### TASK PROMPT:
Can you copy out the data exactly? Leave the images out.

### DATA SEGMENT:
——
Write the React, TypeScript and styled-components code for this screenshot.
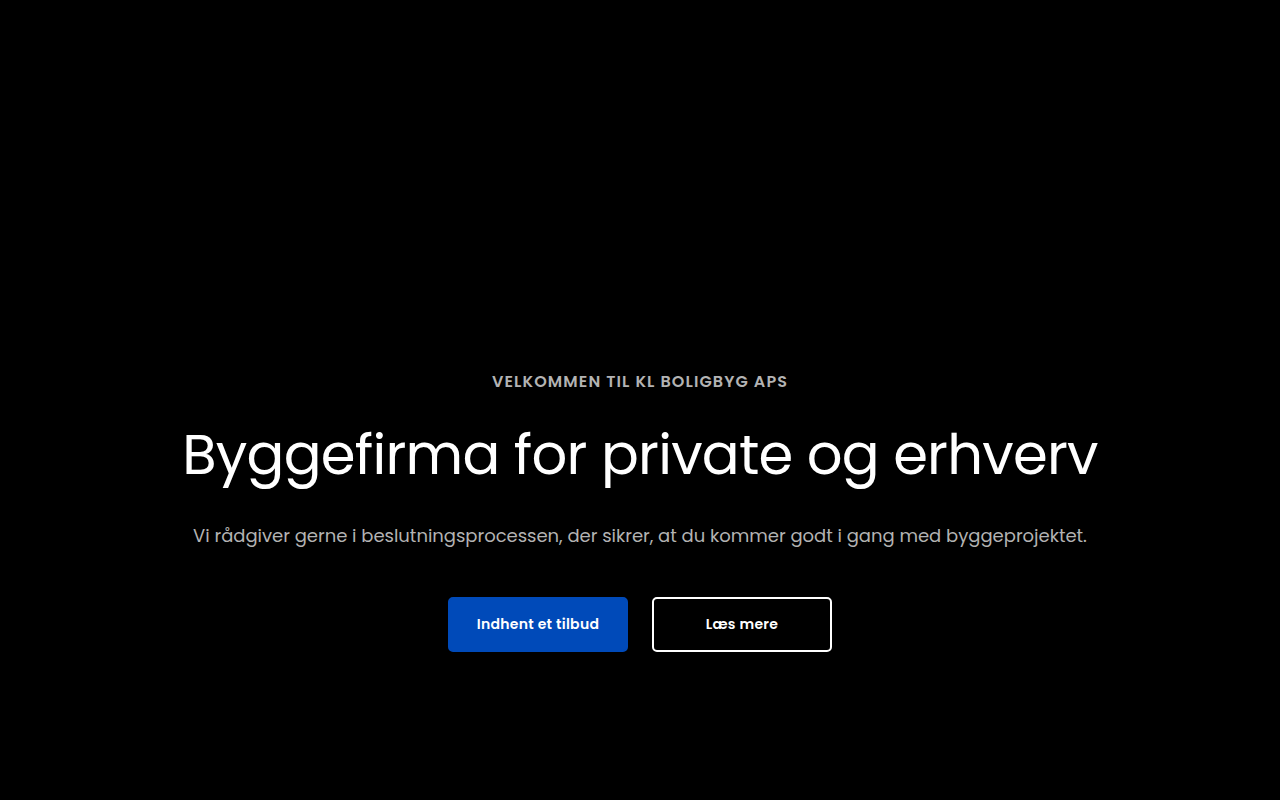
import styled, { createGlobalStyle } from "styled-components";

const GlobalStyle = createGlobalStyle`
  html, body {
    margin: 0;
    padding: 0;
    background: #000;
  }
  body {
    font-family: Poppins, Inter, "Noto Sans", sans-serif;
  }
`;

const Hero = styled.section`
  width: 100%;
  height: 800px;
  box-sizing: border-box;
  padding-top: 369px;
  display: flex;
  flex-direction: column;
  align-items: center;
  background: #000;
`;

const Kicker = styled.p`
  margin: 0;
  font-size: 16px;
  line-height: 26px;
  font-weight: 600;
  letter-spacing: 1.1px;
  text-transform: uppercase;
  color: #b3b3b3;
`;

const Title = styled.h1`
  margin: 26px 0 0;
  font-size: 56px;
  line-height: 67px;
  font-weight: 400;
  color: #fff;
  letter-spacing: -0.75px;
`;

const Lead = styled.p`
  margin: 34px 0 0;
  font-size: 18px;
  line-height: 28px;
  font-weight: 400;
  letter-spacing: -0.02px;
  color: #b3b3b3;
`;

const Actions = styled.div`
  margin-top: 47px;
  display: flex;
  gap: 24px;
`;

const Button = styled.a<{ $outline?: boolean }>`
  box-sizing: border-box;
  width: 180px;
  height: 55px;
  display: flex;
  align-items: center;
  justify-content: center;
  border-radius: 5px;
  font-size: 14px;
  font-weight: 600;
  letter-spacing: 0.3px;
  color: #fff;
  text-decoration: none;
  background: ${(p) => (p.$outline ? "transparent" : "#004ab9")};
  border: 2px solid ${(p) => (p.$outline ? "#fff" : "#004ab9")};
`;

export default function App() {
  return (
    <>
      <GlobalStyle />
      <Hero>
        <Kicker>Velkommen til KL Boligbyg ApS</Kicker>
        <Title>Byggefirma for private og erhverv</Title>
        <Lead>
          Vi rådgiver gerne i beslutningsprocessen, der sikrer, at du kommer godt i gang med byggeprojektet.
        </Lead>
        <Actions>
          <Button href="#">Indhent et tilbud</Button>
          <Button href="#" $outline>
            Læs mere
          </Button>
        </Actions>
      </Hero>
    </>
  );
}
——
### SOLUTION TO THE PROBLEM:
Write the React, TypeScript and styled-components code for this screenshot.
import styled, { createGlobalStyle } from "styled-components";

const GlobalStyle = createGlobalStyle`
  html, body {
    margin: 0;
    padding: 0;
    background: #000;
  }
  body {
    font-family: Poppins, Inter, "Noto Sans", sans-serif;
  }
`;

const Hero = styled.section`
  width: 100%;
  height: 800px;
  box-sizing: border-box;
  padding-top: 369px;
  display: flex;
  flex-direction: column;
  align-items: center;
  background: #000;
`;

const Kicker = styled.p`
  margin: 0;
  font-size: 16px;
  line-height: 26px;
  font-weight: 600;
  letter-spacing: 1.1px;
  text-transform: uppercase;
  color: #b3b3b3;
`;

const Title = styled.h1`
  margin: 26px 0 0;
  font-size: 56px;
  line-height: 67px;
  font-weight: 400;
  color: #fff;
  letter-spacing: -0.75px;
`;

const Lead = styled.p`
  margin: 34px 0 0;
  font-size: 18px;
  line-height: 28px;
  font-weight: 400;
  letter-spacing: -0.02px;
  color: #b3b3b3;
`;

const Actions = styled.div`
  margin-top: 47px;
  display: flex;
  gap: 24px;
`;

const Button = styled.a<{ $outline?: boolean }>`
  box-sizing: border-box;
  width: 180px;
  height: 55px;
  display: flex;
  align-items: center;
  justify-content: center;
  border-radius: 5px;
  font-size: 14px;
  font-weight: 600;
  letter-spacing: 0.3px;
  color: #fff;
  text-decoration: none;
  background: ${(p) => (p.$outline ? "transparent" : "#004ab9")};
  border: 2px solid ${(p) => (p.$outline ? "#fff" : "#004ab9")};
`;

export default function App() {
  return (
    <>
      <GlobalStyle />
      <Hero>
        <Kicker>Velkommen til KL Boligbyg ApS</Kicker>
        <Title>Byggefirma for private og erhverv</Title>
        <Lead>
          Vi rådgiver gerne i beslutningsprocessen, der sikrer, at du kommer godt i gang med byggeprojektet.
        </Lead>
        <Actions>
          <Button href="#">Indhent et tilbud</Button>
          <Button href="#" $outline>
            Læs mere
          </Button>
        </Actions>
      </Hero>
    </>
  );
}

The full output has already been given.